Why Rest Feels Like Failure
I have spent years studying the philosophy of human connection, and here is what I keep returning to. We have confused presence with productivity. We have confused solitude with loneliness. And we have confused rest with laziness so thoroughly that an entire generation needs a Finnish word to give themselves permission to sit down. Kristin Neff's research on self-compassion, which has shown a correlation of negative 0.54 with psychopathology, essentially argues that the ability to be gentle with yourself is one of the strongest predictors of mental health. But self-compassion requires space. It requires moments where you are not performing, not producing, not proving anything to anyone. It requires, perhaps, an evening alone in your apartment where the only agenda is the absence of an agenda. I think about the people I have spoken with over the years who feel guilty for wanting to be alone. Who cancel plans and then spiral into shame. Who treat their own need for solitude as evidence of something broken. You are not broken. You are a creature that needs both connection and stillness, and a culture that only celebrates one of those things is a culture that is only telling half the story.
A Small Radical Act
My favorite thing about kalsarikannit is how specific it is. It is not a broad philosophical concept. It is a person, in their home, in their underwear, with a drink, going nowhere.

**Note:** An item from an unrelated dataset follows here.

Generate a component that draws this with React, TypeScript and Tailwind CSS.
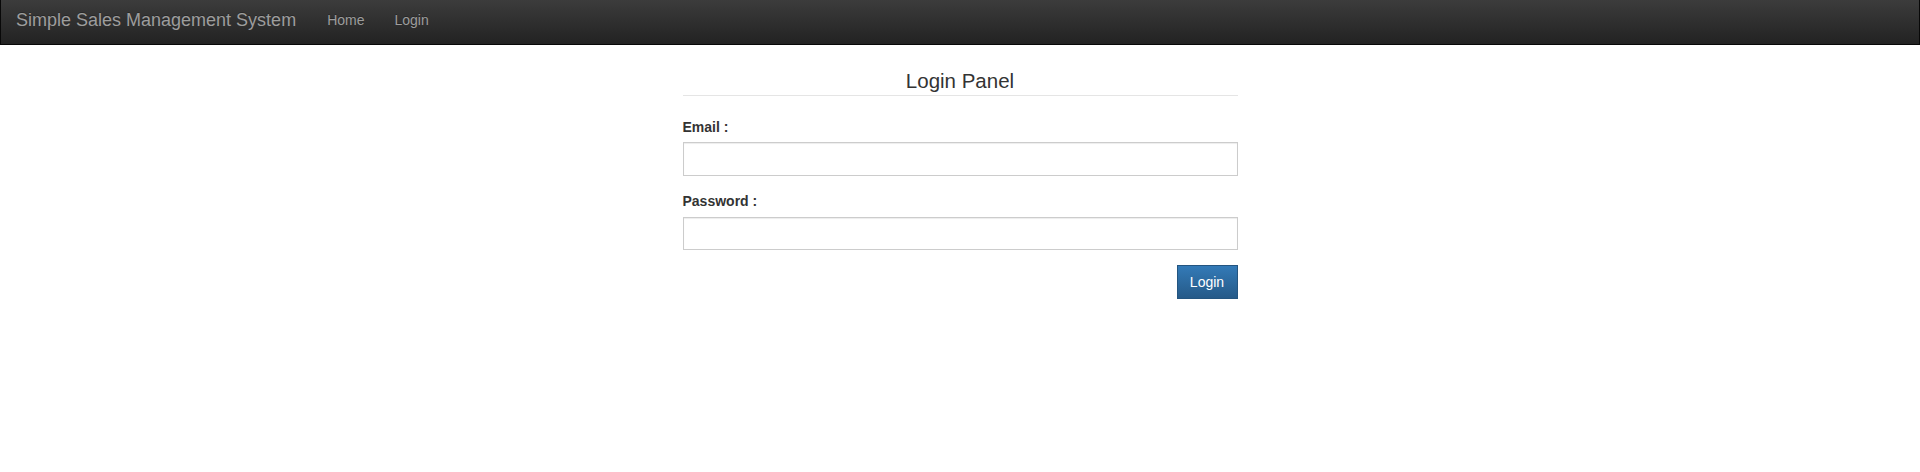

The specificity is the point. It says this exact, unglamorous, deeply ordinary moment is worthy of its own word. Not every language decides that sitting alone doing nothing deserves to be named. Finnish did. And I think that says something profound about what a culture chooses to honor. So here is my gentle suggestion, offered from someone who has read too much philosophy and not enough fiction. The next time you feel the pull to fill your evening with something, anything, that looks like progress or connection or self-improvement, consider the radical alternative. Consider doing absolutely nothing. Consider the possibility that you, in your apartment, in whatever you happen to be wearing, with no plans and no productivity and no story to tell anyone tomorrow, are already complete. The Finns figured this out. The rest of us are still catching up.